**AIM OF THE TASK**
Images are not part of the copy; transcribe all the data exactly.

**GIVEN INFORMATION**
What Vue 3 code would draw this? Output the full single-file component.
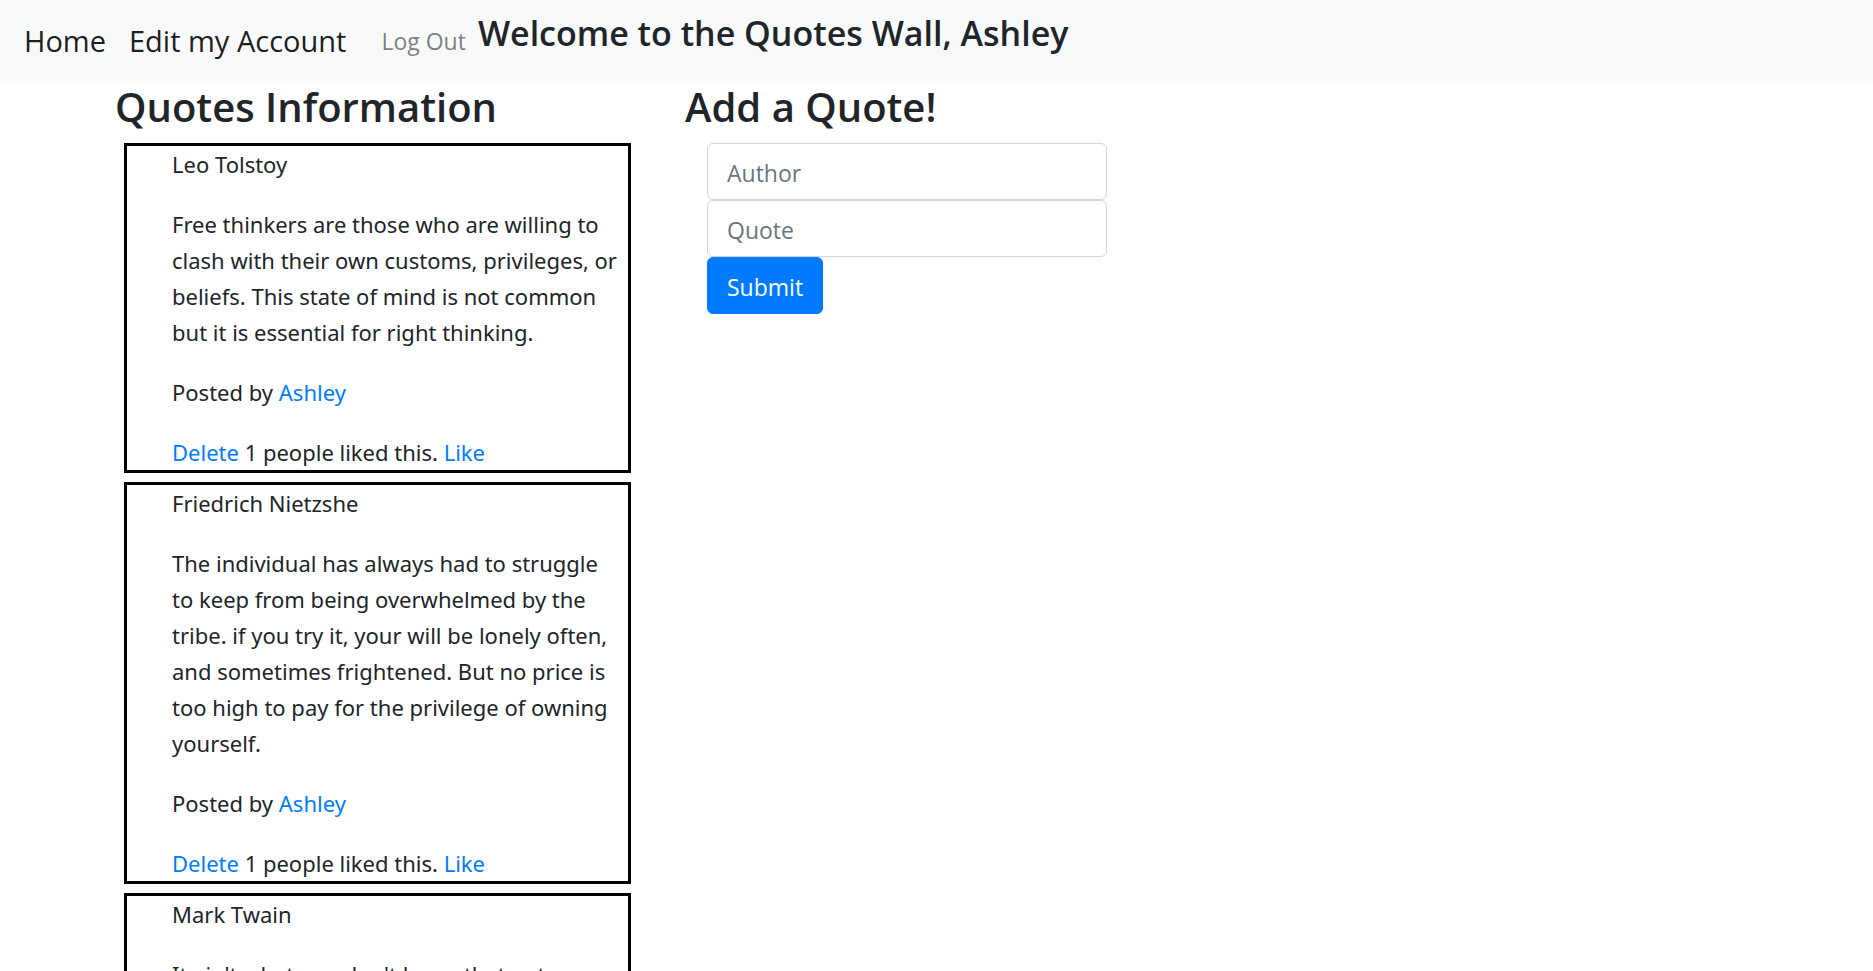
<script setup>
const quotes = [
  {
    author: 'Leo Tolstoy',
    text: 'Free thinkers are those who are willing to\nclash with their own customs, privileges, or\nbeliefs. This state of mind is not common\nbut it is essential for right thinking.',
    poster: 'Ashley',
    likes: 1
  },
  {
    author: 'Friedrich Nietzshe',
    text: 'The individual has always had to struggle\nto keep from being overwhelmed by the\ntribe. if you try it, your will be lonely often,\nand sometimes frightened. But no price is\ntoo high to pay for the privilege of owning\nyourself.',
    poster: 'Ashley',
    likes: 1
  },
  {
    author: 'Mark Twain',
    text: "It ain't what you don't know that gets\nyou into trouble. It's what you know for\nsure that just ain't so.",
    poster: 'Ashley',
    likes: 1
  }
]
</script>

<template>
  <div class="page">
    <nav class="navbar">
      <a class="brand" href="#">Home</a>
      <a class="brand" href="#">Edit my Account</a>
      <a class="logout" href="#">Log Out</a>
      <h4 class="welcome">Welcome to the Quotes Wall, Ashley</h4>
    </nav>
    <main class="columns">
      <section>
        <h3 class="heading">Quotes Information</h3>
        <div class="cards">
          <article v-for="q in quotes" :key="q.author" class="card">
            <p>{{ q.author }}</p>
            <p class="quote">{{ q.text }}</p>
            <p>Posted by <a href="#">{{ q.poster }}</a></p>
            <p><a href="#">Delete</a> {{ q.likes }} people liked this. <a href="#">Like</a></p>
          </article>
        </div>
      </section>
      <section>
        <h3 class="heading">Add a Quote!</h3>
        <form class="form" @submit.prevent>
          <input type="text" placeholder="Author" aria-label="Author" />
          <input type="text" placeholder="Quote" aria-label="Quote" />
          <button type="submit">Submit</button>
        </form>
      </section>
    </main>
  </div>
</template>

<style>
body {
  margin: 0;
  background: #fff;
}
</style>

<style scoped>
.page {
  height: 100vh;
  overflow: hidden;
  font-family: "Open Sans", "Noto Sans", sans-serif;
  font-size: 23px;
  line-height: 36px;
  color: #212529;
}
a {
  color: #007bff;
  text-decoration: none;
}
h3,
h4,
p {
  margin: 0;
}
.navbar {
  display: flex;
  align-items: center;
  min-height: 81px;
  padding-left: 24px;
  background: #f8f9fa;
}
.brand {
  margin-right: 23px;
  font-size: 29px;
  color: rgba(0, 0, 0, 0.9);
}
.logout {
  margin: 0 12px;
  color: rgba(0, 0, 0, 0.5);
}
.welcome {
  align-self: flex-start;
  padding-top: 12px;
  font-size: 34px;
  line-height: 42px;
  font-weight: 600;
}
.columns {
  display: grid;
  grid-template-columns: 516px 1fr;
  column-gap: 54px;
  padding: 0 115px;
}
.heading {
  padding: 2px 0 12px;
  font-size: 40px;
  line-height: 48px;
  font-weight: 600;
}
.cards {
  display: flex;
  flex-direction: column;
  gap: 9px;
  padding-left: 9px;
}
.card {
  display: flex;
  flex-direction: column;
  gap: 24px;
  padding-left: 45px;
  border: 3px solid #000;
  font-family: "Noto Sans", "Open Sans", sans-serif;
  font-size: 22px;
}
.quote {
  white-space: pre-line;
}
.form {
  display: flex;
  flex-direction: column;
  align-items: flex-start;
  padding-left: 22px;
}
input,
button {
  box-sizing: border-box;
  height: 57px;
  padding: 2px 19px 0;
  border: 1px solid #ced4da;
  border-radius: 6px;
  font: inherit;
}
input {
  width: 400px;
  background: #fff;
  color: #495057;
}
input::placeholder {
  color: #6c757d;
  opacity: 1;
}
button {
  border-color: #007bff;
  background: #007bff;
  color: #fff;
}
</style>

**TASK RESPONSE**
What Vue 3 code would draw this? Output the full single-file component.
<script setup>
const quotes = [
  {
    author: 'Leo Tolstoy',
    text: 'Free thinkers are those who are willing to\nclash with their own customs, privileges, or\nbeliefs. This state of mind is not common\nbut it is essential for right thinking.',
    poster: 'Ashley',
    likes: 1
  },
  {
    author: 'Friedrich Nietzshe',
    text: 'The individual has always had to struggle\nto keep from being overwhelmed by the\ntribe. if you try it, your will be lonely often,\nand sometimes frightened. But no price is\ntoo high to pay for the privilege of owning\nyourself.',
    poster: 'Ashley',
    likes: 1
  },
  {
    author: 'Mark Twain',
    text: "It ain't what you don't know that gets\nyou into trouble. It's what you know for\nsure that just ain't so.",
    poster: 'Ashley',
    likes: 1
  }
]
</script>

<template>
  <div class="page">
    <nav class="navbar">
      <a class="brand" href="#">Home</a>
      <a class="brand" href="#">Edit my Account</a>
      <a class="logout" href="#">Log Out</a>
      <h4 class="welcome">Welcome to the Quotes Wall, Ashley</h4>
    </nav>
    <main class="columns">
      <section>
        <h3 class="heading">Quotes Information</h3>
        <div class="cards">
          <article v-for="q in quotes" :key="q.author" class="card">
            <p>{{ q.author }}</p>
            <p class="quote">{{ q.text }}</p>
            <p>Posted by <a href="#">{{ q.poster }}</a></p>
            <p><a href="#">Delete</a> {{ q.likes }} people liked this. <a href="#">Like</a></p>
          </article>
        </div>
      </section>
      <section>
        <h3 class="heading">Add a Quote!</h3>
        <form class="form" @submit.prevent>
          <input type="text" placeholder="Author" aria-label="Author" />
          <input type="text" placeholder="Quote" aria-label="Quote" />
          <button type="submit">Submit</button>
        </form>
      </section>
    </main>
  </div>
</template>

<style>
body {
  margin: 0;
  background: #fff;
}
</style>

<style scoped>
.page {
  height: 100vh;
  overflow: hidden;
  font-family: "Open Sans", "Noto Sans", sans-serif;
  font-size: 23px;
  line-height: 36px;
  color: #212529;
}
a {
  color: #007bff;
  text-decoration: none;
}
h3,
h4,
p {
  margin: 0;
}
.navbar {
  display: flex;
  align-items: center;
  min-height: 81px;
  padding-left: 24px;
  background: #f8f9fa;
}
.brand {
  margin-right: 23px;
  font-size: 29px;
  color: rgba(0, 0, 0, 0.9);
}
.logout {
  margin: 0 12px;
  color: rgba(0, 0, 0, 0.5);
}
.welcome {
  align-self: flex-start;
  padding-top: 12px;
  font-size: 34px;
  line-height: 42px;
  font-weight: 600;
}
.columns {
  display: grid;
  grid-template-columns: 516px 1fr;
  column-gap: 54px;
  padding: 0 115px;
}
.heading {
  padding: 2px 0 12px;
  font-size: 40px;
  line-height: 48px;
  font-weight: 600;
}
.cards {
  display: flex;
  flex-direction: column;
  gap: 9px;
  padding-left: 9px;
}
.card {
  display: flex;
  flex-direction: column;
  gap: 24px;
  padding-left: 45px;
  border: 3px solid #000;
  font-family: "Noto Sans", "Open Sans", sans-serif;
  font-size: 22px;
}
.quote {
  white-space: pre-line;
}
.form {
  display: flex;
  flex-direction: column;
  align-items: flex-start;
  padding-left: 22px;
}
input,
button {
  box-sizing: border-box;
  height: 57px;
  padding: 2px 19px 0;
  border: 1px solid #ced4da;
  border-radius: 6px;
  font: inherit;
}
input {
  width: 400px;
  background: #fff;
  color: #495057;
}
input::placeholder {
  color: #6c757d;
  opacity: 1;
}
button {
  border-color: #007bff;
  background: #007bff;
  color: #fff;
}
</style>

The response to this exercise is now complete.